— START —

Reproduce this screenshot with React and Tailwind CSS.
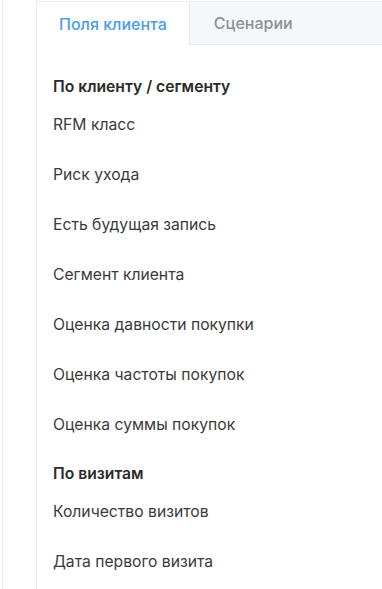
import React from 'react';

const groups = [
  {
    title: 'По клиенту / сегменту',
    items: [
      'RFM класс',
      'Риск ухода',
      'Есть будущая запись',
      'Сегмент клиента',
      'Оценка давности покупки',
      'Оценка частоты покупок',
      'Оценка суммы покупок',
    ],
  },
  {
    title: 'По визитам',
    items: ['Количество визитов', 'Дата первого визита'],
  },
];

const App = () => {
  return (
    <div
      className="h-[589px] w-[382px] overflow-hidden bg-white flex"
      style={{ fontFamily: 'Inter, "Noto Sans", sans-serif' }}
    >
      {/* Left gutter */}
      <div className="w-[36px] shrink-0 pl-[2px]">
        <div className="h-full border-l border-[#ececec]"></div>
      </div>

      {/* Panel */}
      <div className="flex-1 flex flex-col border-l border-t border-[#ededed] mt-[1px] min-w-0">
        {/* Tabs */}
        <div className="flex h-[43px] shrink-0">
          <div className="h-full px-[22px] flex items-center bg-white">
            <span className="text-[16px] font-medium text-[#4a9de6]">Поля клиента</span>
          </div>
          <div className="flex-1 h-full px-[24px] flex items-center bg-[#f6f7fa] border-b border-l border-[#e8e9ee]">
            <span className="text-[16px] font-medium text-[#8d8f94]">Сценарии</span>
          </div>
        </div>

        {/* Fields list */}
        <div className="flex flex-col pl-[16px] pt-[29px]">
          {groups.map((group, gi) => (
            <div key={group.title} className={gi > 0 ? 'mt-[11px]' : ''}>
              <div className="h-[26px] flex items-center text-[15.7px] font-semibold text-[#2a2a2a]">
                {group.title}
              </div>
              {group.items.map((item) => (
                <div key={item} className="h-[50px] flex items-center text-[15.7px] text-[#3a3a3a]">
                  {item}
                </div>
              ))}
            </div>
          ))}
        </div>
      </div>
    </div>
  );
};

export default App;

— END —

Repeat all the data as it stands, dropping any images it holds.

Answer to the problem
Reproduce this screenshot with React and Tailwind CSS.
import React from 'react';

const groups = [
  {
    title: 'По клиенту / сегменту',
    items: [
      'RFM класс',
      'Риск ухода',
      'Есть будущая запись',
      'Сегмент клиента',
      'Оценка давности покупки',
      'Оценка частоты покупок',
      'Оценка суммы покупок',
    ],
  },
  {
    title: 'По визитам',
    items: ['Количество визитов', 'Дата первого визита'],
  },
];

const App = () => {
  return (
    <div
      className="h-[589px] w-[382px] overflow-hidden bg-white flex"
      style={{ fontFamily: 'Inter, "Noto Sans", sans-serif' }}
    >
      {/* Left gutter */}
      <div className="w-[36px] shrink-0 pl-[2px]">
        <div className="h-full border-l border-[#ececec]"></div>
      </div>

      {/* Panel */}
      <div className="flex-1 flex flex-col border-l border-t border-[#ededed] mt-[1px] min-w-0">
        {/* Tabs */}
        <div className="flex h-[43px] shrink-0">
          <div className="h-full px-[22px] flex items-center bg-white">
            <span className="text-[16px] font-medium text-[#4a9de6]">Поля клиента</span>
          </div>
          <div className="flex-1 h-full px-[24px] flex items-center bg-[#f6f7fa] border-b border-l border-[#e8e9ee]">
            <span className="text-[16px] font-medium text-[#8d8f94]">Сценарии</span>
          </div>
        </div>

        {/* Fields list */}
        <div className="flex flex-col pl-[16px] pt-[29px]">
          {groups.map((group, gi) => (
            <div key={group.title} className={gi > 0 ? 'mt-[11px]' : ''}>
              <div className="h-[26px] flex items-center text-[15.7px] font-semibold text-[#2a2a2a]">
                {group.title}
              </div>
              {group.items.map((item) => (
                <div key={item} className="h-[50px] flex items-center text-[15.7px] text-[#3a3a3a]">
                  {item}
                </div>
              ))}
            </div>
          ))}
        </div>
      </div>
    </div>
  );
};

export default App;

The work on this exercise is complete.